Published June 17, 2007 in the Hibbing Daily Tribune

Take this job and ... Showcase Showdown!
By Aaron J. Brown

People on the Iron Range value a hard day’s work and keeping it up for a whole career. But even the most dedicated worker sometimes coasts just a little right as a job comes to an end. Maybe the ditch digger rests against the shovel before quitting time. Maybe the seasoned teacher switches off her hearing aid during study hall. A rookie couldn’t do that, but it doesn’t hurt that much and they’ve probably earned it.

The same might be said for Bob Barker, the now former host of “The Price is Right.” I must admit I was not a regular viewer of the long-running price guessing game show. It’s been on CBS literally my whole life, though, and like most Iron Rangers I’ve woken up at 10:30 a.m. in places with no cable. So I’ve seen the show.

We’ve been home more this summer, so we caught Bob’s last week on the air. Bob was definitely “short timing” it. At one point, a woman wearing an ill-fitting top (that should narrow it down), grabbed Bob’s microphone after losing the showcase spin game to say hi to her family. “Get off the stage,” said Bob, dryly. No smiles. No sense of irony. Just an old man who had a schedule to keep. 
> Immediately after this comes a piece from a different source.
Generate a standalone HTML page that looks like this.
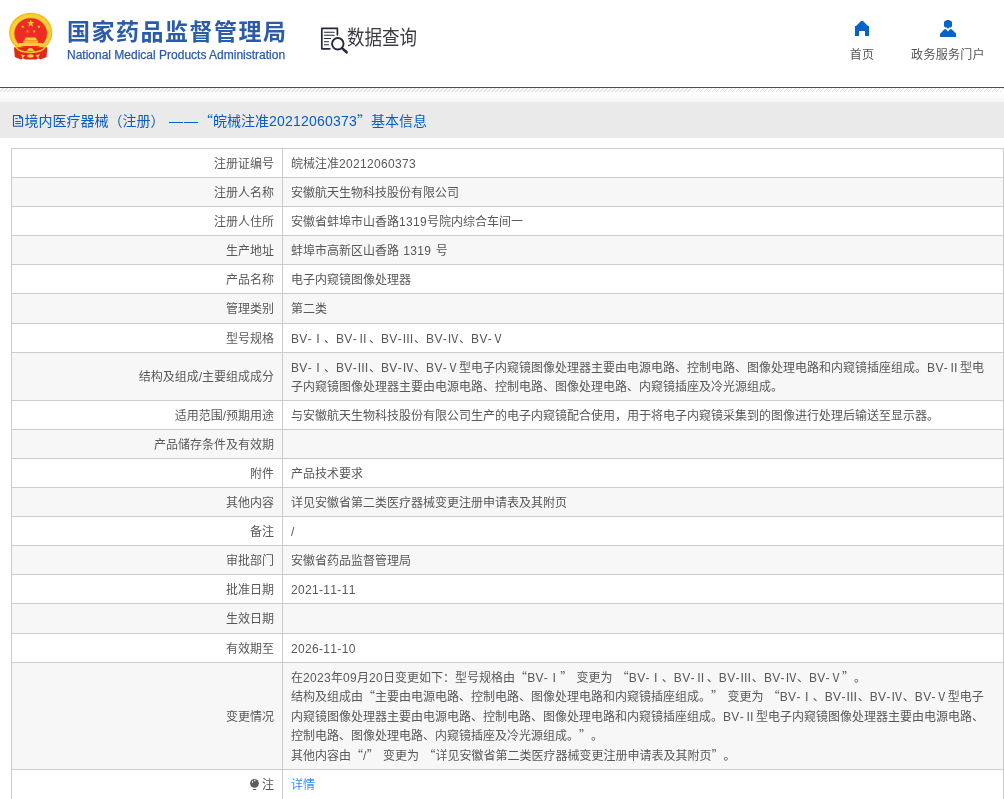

Another contestant admitted that he never watched the show but had come with friends to be in the audience. Bob appeared aghast when he learned that this contestant was going to play for the most expensive prize ever offered on “The Price is Right,” a $100,000 recreational vehicle. “You don’t even know what this means,” he bellowed at the young man. “This means nothing to you.”

Barker also seemed to be doing less preparation before shows, depending on his memory for the rules of the various games – from “Plinko” to the “Golden Road.” “Oh, this one, huh,” he’d say.

It all reminded me of the waning days another showbiz Bob: Bob Saget on “America’s Funniest Videos.” Bob’s still on the air with his new game show “1 vs. 100,” but he was also the first host of “Funniest Home Videos,” an enormous franchise for ABC. That show, by the way, is the exact definition of a guilty pleasure. I wish I could say that I don’t laugh at a man shrieking in pain after a toddler whacks him in the groin with a frozen fish, but I do.

Anyway, point is the original version featured Saget – a crass standup comic who got famous playing the world’s most boring dad on “Full House.” He would do annoying voiceovers with dialogue like (high pitched voice) “Oh boy, I’m a baby eating dinner. I sure hope I don’t shove lasagna up my nose. OOOOO. Fiddlesticks.” For his first few seasons he would deliver this dialogue earnestly, but by the mid-‘90s he was stuck in his contract and moped through the show. I missed this when it was on originally, but when our son was born we caught a lot of the reruns late at night. Saget would actually mock the show’s writers on the air and close the show with comments to the effect of “Until my agent gets me out of this contract, see you next time.”

I suppose you hear some stories like this in “real” life, perhaps like the miner who takes his time getting changed at the start of his last shift. Sometimes people just want to move on to something else. But in a strange way I always like the hard edge of folks who no longer put up appearances. It’s refreshing to hear what people really think. I’d rather watch the morning news shows if the perky hosts were honest about how many brain cells they killed with segments like “Showing Up for Work; Still the Best Way to Get Ahead.”

Anyway, here’s to the short timers for keeping it real. Happy Retirement, Bob Barker.

Aaron J. Brown is a columnist for the Hibbing Daily Tribune.